■ **Data section**:
-- Start --

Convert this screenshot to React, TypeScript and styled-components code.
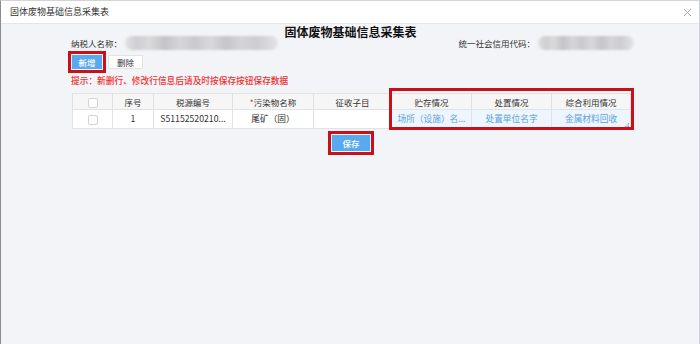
import React from "react";
import styled, { createGlobalStyle } from "styled-components";

const GlobalStyle = createGlobalStyle`
  html, body { margin: 0; padding: 0; width: 700px; height: 344px; overflow: hidden; background: #f3f4f8; }
  body { font-family: "Noto Sans CJK SC", "Microsoft YaHei", sans-serif; color: #333; }
  * { box-sizing: border-box; }
`;

const Window = styled.div`
  width: 700px;
  height: 344px;
  display: flex;
  flex-direction: column;
  border-left: 1px solid #8c8c8c;
  border-top: 1px solid #d4d4d4;
  border-right: 1px solid #c9d3de;
  background: #f3f4f8;
`;

const TitleBar = styled.div`
  height: 23px;
  flex: none;
  background: #fff;
  border-bottom: 1px solid #e6e6e6;
  display: flex;
  align-items: center;
  justify-content: space-between;
  padding: 0 7px 0 9px;
`;

const TitleText = styled.span`
  font-size: 9px;
  line-height: 12px;
  color: #333;
`;

const Body = styled.div`
  flex: 1;
  padding-left: 70px;
  display: flex;
  flex-direction: column;
  width: 629px;
`;

const Heading = styled.div`
  text-align: center;
  font-size: 12px;
  font-weight: 700;
  line-height: 12px;
  margin-top: 2px;
  color: #111;
`;

const InfoRow = styled.div`
  display: flex;
  justify-content: space-between;
  align-items: center;
  height: 14px;
  margin-top: -2px;
  margin-right: -4px;
`;

const InfoGroup = styled.div`
  display: flex;
  align-items: center;
`;

const Label = styled.span`
  font-size: 8.5px;
  line-height: 12px;
  color: #333;
  white-space: nowrap;
`;

const Blurred = styled.div<{ $w: number }>`
  width: ${(p) => p.$w}px;
  height: 14px;
  margin-left: 3px;
  border-radius: 7px;
  filter: blur(1.2px);
  background: linear-gradient(
    90deg,
    #e2e2e4 0%,
    #cfcfd2 8%,
    #dadadc 16%,
    #c4c4c7 26%,
    #d6d6d9 36%,
    #cacacd 46%,
    #d9d9dc 56%,
    #c6c6c9 66%,
    #d5d5d8 76%,
    #cdcdd0 86%,
    #e4e4e6 100%
  );
`;

const ButtonRow = styled.div`
  display: flex;
  align-items: center;
  gap: 2px;
  margin-top: 1px;
  margin-left: -3px;
`;

const Highlight = styled.div`
  border: 3px solid #c8101b;
  padding: 1px;
  display: inline-flex;
`;

const PrimaryButton = styled.button<{ $w: number; $h: number }>`
  width: ${(p) => p.$w}px;
  height: ${(p) => p.$h}px;
  border: none;
  padding: 0;
  background: #58aaf0;
  color: #fff;
  font-family: inherit;
  font-size: 8.5px;
  line-height: 12px;
  font-weight: 500;
`;

const PlainButton = styled.button`
  width: 35px;
  height: 14px;
  border: 1px solid #e3e3e3;
  padding: 0;
  background: #fff;
  color: #333;
  font-family: inherit;
  font-size: 8.5px;
  line-height: 12px;
`;

const Hint = styled.div`
  margin-top: 2px;
  font-size: 8.7px;
  line-height: 12px;
  color: #f12f2f;
  font-weight: 500;
  white-space: nowrap;
`;

const TableWrap = styled.div`
  position: relative;
  margin-top: 6px;
  margin-left: 1px;
  width: 558px;
`;

const Grid = styled.table`
  width: 558px;
  border-collapse: collapse;
  table-layout: fixed;
`;

const Th = styled.th`
  height: 16px;
  padding: 0;
  background: #f6f6f6;
  border: 1px solid #e2e2e2;
  font-size: 8.5px;
  line-height: 12px;
  font-weight: 400;
  color: #333;
  text-align: center;
`;

const Td = styled.td<{ $blue?: boolean }>`
  height: 19px;
  padding: 0 4px;
  background: ${(p) => (p.$blue ? "#edf5fd" : "#fff")};
  border: 1px solid #e2e2e2;
  font-size: 8.7px;
  line-height: 12px;
  color: ${(p) => (p.$blue ? "#5ba4e2" : "#333")};
  text-align: center;
  white-space: nowrap;
  overflow: hidden;
  position: relative;
`;

const Req = styled.span`
  color: #f03030;
`;

const Check = styled.span`
  display: inline-block;
  width: 10px;
  height: 10px;
  border: 1px solid #d4d4d4;
  border-radius: 2px;
  background: #fff;
  vertical-align: middle;
`;

const Grip = styled.svg`
  position: absolute;
  right: 1px;
  bottom: 1px;
`;

const ColumnMark = styled.div`
  position: absolute;
  left: 317px;
  top: -5px;
  width: 245px;
  height: 42px;
  border: 3px solid #c8101b;
  pointer-events: none;
`;

const SaveRow = styled.div`
  display: flex;
  justify-content: center;
  margin-top: 2px;
  width: 560px;
`;

const cols = [40, 41, 79, 81, 78, 80, 80, 79];

export default function App() {
  return (
    <>
      <GlobalStyle />
      <Window>
        <TitleBar>
          <TitleText>固体废物基础信息采集表</TitleText>
          <svg width="9" height="9" viewBox="0 0 9 9">
            <path d="M1 1 L8 8 M8 1 L1 8" stroke="#a8a8a8" strokeWidth="1" />
          </svg>
        </TitleBar>
        <Body>
          <Heading>固体废物基础信息采集表</Heading>
          <InfoRow>
            <InfoGroup>
              <Label>纳税人名称：</Label>
              <Blurred $w={153} />
            </InfoGroup>
            <InfoGroup>
              <Label>统一社会信用代码：</Label>
              <Blurred $w={96} />
            </InfoGroup>
          </InfoRow>
          <ButtonRow>
            <Highlight>
              <PrimaryButton $w={30} $h={14}>新增</PrimaryButton>
            </Highlight>
            <PlainButton>删除</PlainButton>
          </ButtonRow>
          <Hint>提示：新删行、修改行信息后请及时按保存按钮保存数据</Hint>
          <TableWrap>
            <Grid>
              <colgroup>
                {cols.map((w, i) => (
                  <col key={i} style={{ width: w }} />
                ))}
              </colgroup>
              <thead>
                <tr>
                  <Th><Check /></Th>
                  <Th>序号</Th>
                  <Th>税源编号</Th>
                  <Th><Req>*</Req>污染物名称</Th>
                  <Th>征收子目</Th>
                  <Th>贮存情况</Th>
                  <Th>处置情况</Th>
                  <Th>综合利用情况</Th>
                </tr>
              </thead>
              <tbody>
                <tr>
                  <Td><Check /></Td>
                  <Td>1</Td>
                  <Td>S51152520210...</Td>
                  <Td>尾矿（固）</Td>
                  <Td></Td>
                  <Td $blue>场所（设施）名...</Td>
                  <Td $blue>处置单位名字</Td>
                  <Td $blue>
                    金属材料回收
                    <Grip width="4" height="4" viewBox="0 0 4 4">
                      <rect x="3" y="0" width="1" height="1" fill="#999" />
                      <rect x="1.5" y="1.5" width="1" height="1" fill="#999" />
                      <rect x="3" y="1.5" width="1" height="1" fill="#999" />
                      <rect x="0" y="3" width="1" height="1" fill="#999" />
                      <rect x="1.5" y="3" width="1" height="1" fill="#999" />
                      <rect x="3" y="3" width="1" height="1" fill="#999" />
                    </Grip>
                  </Td>
                </tr>
              </tbody>
            </Grid>
            <ColumnMark />
          </TableWrap>
          <SaveRow>
            <Highlight>
              <PrimaryButton $w={38} $h={16}>保存</PrimaryButton>
            </Highlight>
          </SaveRow>
        </Body>
      </Window>
    </>
  );
}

-- End --

■ **Written task**:
Return the material exactly as given, apart from the pictures.

■ **Solution to this exercise**:
Convert this screenshot to React, TypeScript and styled-components code.
import React from "react";
import styled, { createGlobalStyle } from "styled-components";

const GlobalStyle = createGlobalStyle`
  html, body { margin: 0; padding: 0; width: 700px; height: 344px; overflow: hidden; background: #f3f4f8; }
  body { font-family: "Noto Sans CJK SC", "Microsoft YaHei", sans-serif; color: #333; }
  * { box-sizing: border-box; }
`;

const Window = styled.div`
  width: 700px;
  height: 344px;
  display: flex;
  flex-direction: column;
  border-left: 1px solid #8c8c8c;
  border-top: 1px solid #d4d4d4;
  border-right: 1px solid #c9d3de;
  background: #f3f4f8;
`;

const TitleBar = styled.div`
  height: 23px;
  flex: none;
  background: #fff;
  border-bottom: 1px solid #e6e6e6;
  display: flex;
  align-items: center;
  justify-content: space-between;
  padding: 0 7px 0 9px;
`;

const TitleText = styled.span`
  font-size: 9px;
  line-height: 12px;
  color: #333;
`;

const Body = styled.div`
  flex: 1;
  padding-left: 70px;
  display: flex;
  flex-direction: column;
  width: 629px;
`;

const Heading = styled.div`
  text-align: center;
  font-size: 12px;
  font-weight: 700;
  line-height: 12px;
  margin-top: 2px;
  color: #111;
`;

const InfoRow = styled.div`
  display: flex;
  justify-content: space-between;
  align-items: center;
  height: 14px;
  margin-top: -2px;
  margin-right: -4px;
`;

const InfoGroup = styled.div`
  display: flex;
  align-items: center;
`;

const Label = styled.span`
  font-size: 8.5px;
  line-height: 12px;
  color: #333;
  white-space: nowrap;
`;

const Blurred = styled.div<{ $w: number }>`
  width: ${(p) => p.$w}px;
  height: 14px;
  margin-left: 3px;
  border-radius: 7px;
  filter: blur(1.2px);
  background: linear-gradient(
    90deg,
    #e2e2e4 0%,
    #cfcfd2 8%,
    #dadadc 16%,
    #c4c4c7 26%,
    #d6d6d9 36%,
    #cacacd 46%,
    #d9d9dc 56%,
    #c6c6c9 66%,
    #d5d5d8 76%,
    #cdcdd0 86%,
    #e4e4e6 100%
  );
`;

const ButtonRow = styled.div`
  display: flex;
  align-items: center;
  gap: 2px;
  margin-top: 1px;
  margin-left: -3px;
`;

const Highlight = styled.div`
  border: 3px solid #c8101b;
  padding: 1px;
  display: inline-flex;
`;

const PrimaryButton = styled.button<{ $w: number; $h: number }>`
  width: ${(p) => p.$w}px;
  height: ${(p) => p.$h}px;
  border: none;
  padding: 0;
  background: #58aaf0;
  color: #fff;
  font-family: inherit;
  font-size: 8.5px;
  line-height: 12px;
  font-weight: 500;
`;

const PlainButton = styled.button`
  width: 35px;
  height: 14px;
  border: 1px solid #e3e3e3;
  padding: 0;
  background: #fff;
  color: #333;
  font-family: inherit;
  font-size: 8.5px;
  line-height: 12px;
`;

const Hint = styled.div`
  margin-top: 2px;
  font-size: 8.7px;
  line-height: 12px;
  color: #f12f2f;
  font-weight: 500;
  white-space: nowrap;
`;

const TableWrap = styled.div`
  position: relative;
  margin-top: 6px;
  margin-left: 1px;
  width: 558px;
`;

const Grid = styled.table`
  width: 558px;
  border-collapse: collapse;
  table-layout: fixed;
`;

const Th = styled.th`
  height: 16px;
  padding: 0;
  background: #f6f6f6;
  border: 1px solid #e2e2e2;
  font-size: 8.5px;
  line-height: 12px;
  font-weight: 400;
  color: #333;
  text-align: center;
`;

const Td = styled.td<{ $blue?: boolean }>`
  height: 19px;
  padding: 0 4px;
  background: ${(p) => (p.$blue ? "#edf5fd" : "#fff")};
  border: 1px solid #e2e2e2;
  font-size: 8.7px;
  line-height: 12px;
  color: ${(p) => (p.$blue ? "#5ba4e2" : "#333")};
  text-align: center;
  white-space: nowrap;
  overflow: hidden;
  position: relative;
`;

const Req = styled.span`
  color: #f03030;
`;

const Check = styled.span`
  display: inline-block;
  width: 10px;
  height: 10px;
  border: 1px solid #d4d4d4;
  border-radius: 2px;
  background: #fff;
  vertical-align: middle;
`;

const Grip = styled.svg`
  position: absolute;
  right: 1px;
  bottom: 1px;
`;

const ColumnMark = styled.div`
  position: absolute;
  left: 317px;
  top: -5px;
  width: 245px;
  height: 42px;
  border: 3px solid #c8101b;
  pointer-events: none;
`;

const SaveRow = styled.div`
  display: flex;
  justify-content: center;
  margin-top: 2px;
  width: 560px;
`;

const cols = [40, 41, 79, 81, 78, 80, 80, 79];

export default function App() {
  return (
    <>
      <GlobalStyle />
      <Window>
        <TitleBar>
          <TitleText>固体废物基础信息采集表</TitleText>
          <svg width="9" height="9" viewBox="0 0 9 9">
            <path d="M1 1 L8 8 M8 1 L1 8" stroke="#a8a8a8" strokeWidth="1" />
          </svg>
        </TitleBar>
        <Body>
          <Heading>固体废物基础信息采集表</Heading>
          <InfoRow>
            <InfoGroup>
              <Label>纳税人名称：</Label>
              <Blurred $w={153} />
            </InfoGroup>
            <InfoGroup>
              <Label>统一社会信用代码：</Label>
              <Blurred $w={96} />
            </InfoGroup>
          </InfoRow>
          <ButtonRow>
            <Highlight>
              <PrimaryButton $w={30} $h={14}>新增</PrimaryButton>
            </Highlight>
            <PlainButton>删除</PlainButton>
          </ButtonRow>
          <Hint>提示：新删行、修改行信息后请及时按保存按钮保存数据</Hint>
          <TableWrap>
            <Grid>
              <colgroup>
                {cols.map((w, i) => (
                  <col key={i} style={{ width: w }} />
                ))}
              </colgroup>
              <thead>
                <tr>
                  <Th><Check /></Th>
                  <Th>序号</Th>
                  <Th>税源编号</Th>
                  <Th><Req>*</Req>污染物名称</Th>
                  <Th>征收子目</Th>
                  <Th>贮存情况</Th>
                  <Th>处置情况</Th>
                  <Th>综合利用情况</Th>
                </tr>
              </thead>
              <tbody>
                <tr>
                  <Td><Check /></Td>
                  <Td>1</Td>
                  <Td>S51152520210...</Td>
                  <Td>尾矿（固）</Td>
                  <Td></Td>
                  <Td $blue>场所（设施）名...</Td>
                  <Td $blue>处置单位名字</Td>
                  <Td $blue>
                    金属材料回收
                    <Grip width="4" height="4" viewBox="0 0 4 4">
                      <rect x="3" y="0" width="1" height="1" fill="#999" />
                      <rect x="1.5" y="1.5" width="1" height="1" fill="#999" />
                      <rect x="3" y="1.5" width="1" height="1" fill="#999" />
                      <rect x="0" y="3" width="1" height="1" fill="#999" />
                      <rect x="1.5" y="3" width="1" height="1" fill="#999" />
                      <rect x="3" y="3" width="1" height="1" fill="#999" />
                    </Grip>
                  </Td>
                </tr>
              </tbody>
            </Grid>
            <ColumnMark />
          </TableWrap>
          <SaveRow>
            <Highlight>
              <PrimaryButton $w={38} $h={16}>保存</PrimaryButton>
            </Highlight>
          </SaveRow>
        </Body>
      </Window>
    </>
  );
}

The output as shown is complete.